O’Donnell had tweeted out her plans ahead of the Monday night event.

Over the weekend she shared: “on monday august 6th — join me and broadway’s best singers as we join the kremlin annex protest #protestTRUMP.”

The comedian and actress has never thought much of Trump supporters — her fellow Americans, of course.

“He’s taking the people who are easily fooled and fooling them over and over again to the point where we are now in this horrible predicament,” she told Variety for a piece that was published on Sunday.

This isn’t the first time O’Donnell has brought her impotent anger to the gates of the White House.

She led a protest outside the White House in February 2017, hours before the president delivered his first address to Congress.

Related: Rosie O’Donnell May Have Some Legal Trouble in Her Future

Many of the Monday night “protesters” — and that moniker is truly a stretch — were blowing bubbles, clapping, and laughing in what looked to be a fun night out, a bit of respite on a Monday night, with other like-minded progressives.

There were, however, a few Trump supporters scattered throughout the crowd.

The liberal “protesters” and singers seemed to leave the pro-Trumpers alone as people mingled, clapped, waved signs and generally soaked up the summer-in-the-city fun.

“I think it’s good that this is public,” an agricultural economist who was visiting D.C. from Berkeley, California, for a professional conference told LifeZette on Monday night. “It’s peaceful. It’s respectful.”

He said the speakers had acknowledged the presence and help of the Secret Service on Monday night.

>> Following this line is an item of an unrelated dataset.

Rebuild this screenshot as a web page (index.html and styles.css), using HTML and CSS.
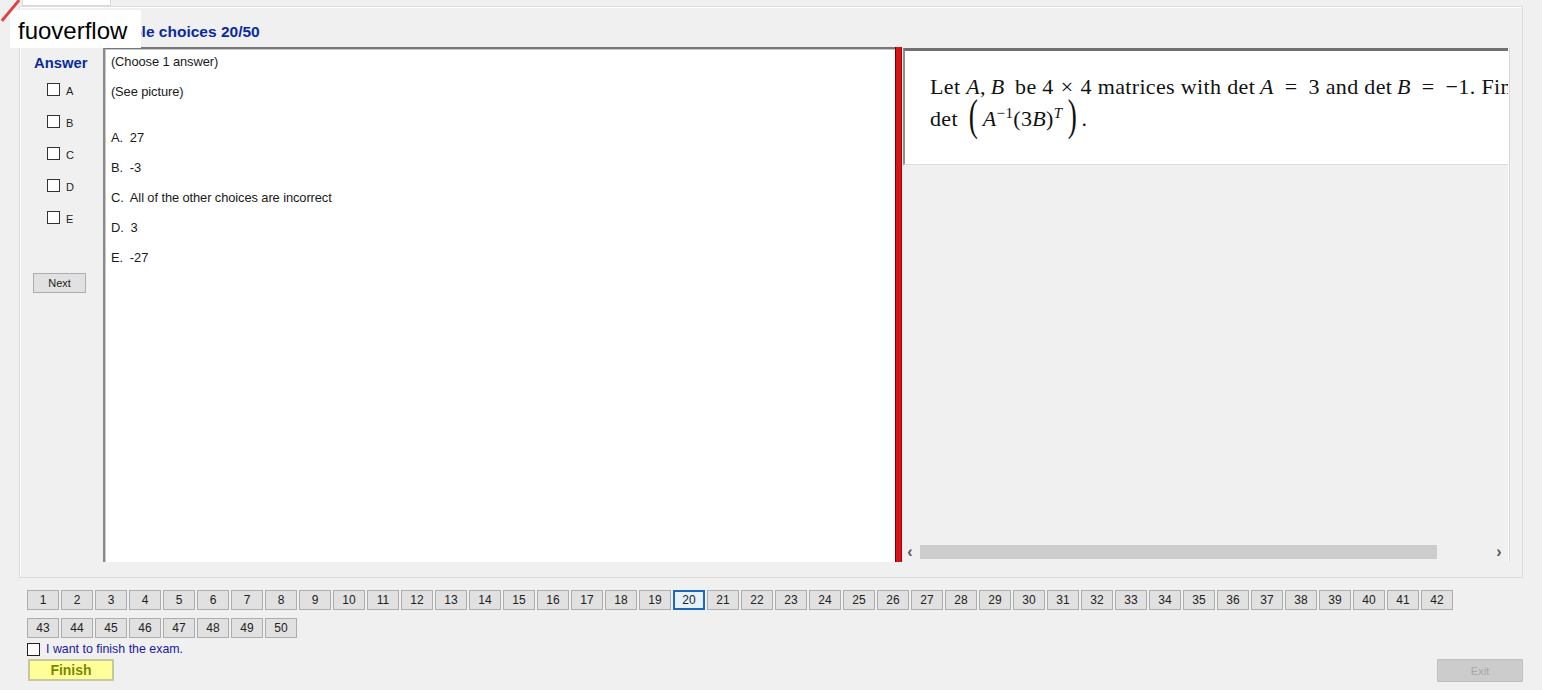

He said people with like views were simply and calmly gathering.

He then added, “Everyone knew Trump was in Putin’s pocket before [the] Helsinki [summit]. That meeting just proved it.”

As the group sang “Let the Sunshine In,” people clapped, heads bobbed, bodies swayed.

But making any real difference for their cause — a “cause” that went almost completely unarticulated except for the clear Trump hate — seemed clearly a reach.

Instead, Rosie and her crowd — the happy social justice warriors, or so it seemed — were doing a lot of preaching to the choir.

And they’ve threatened to return, too.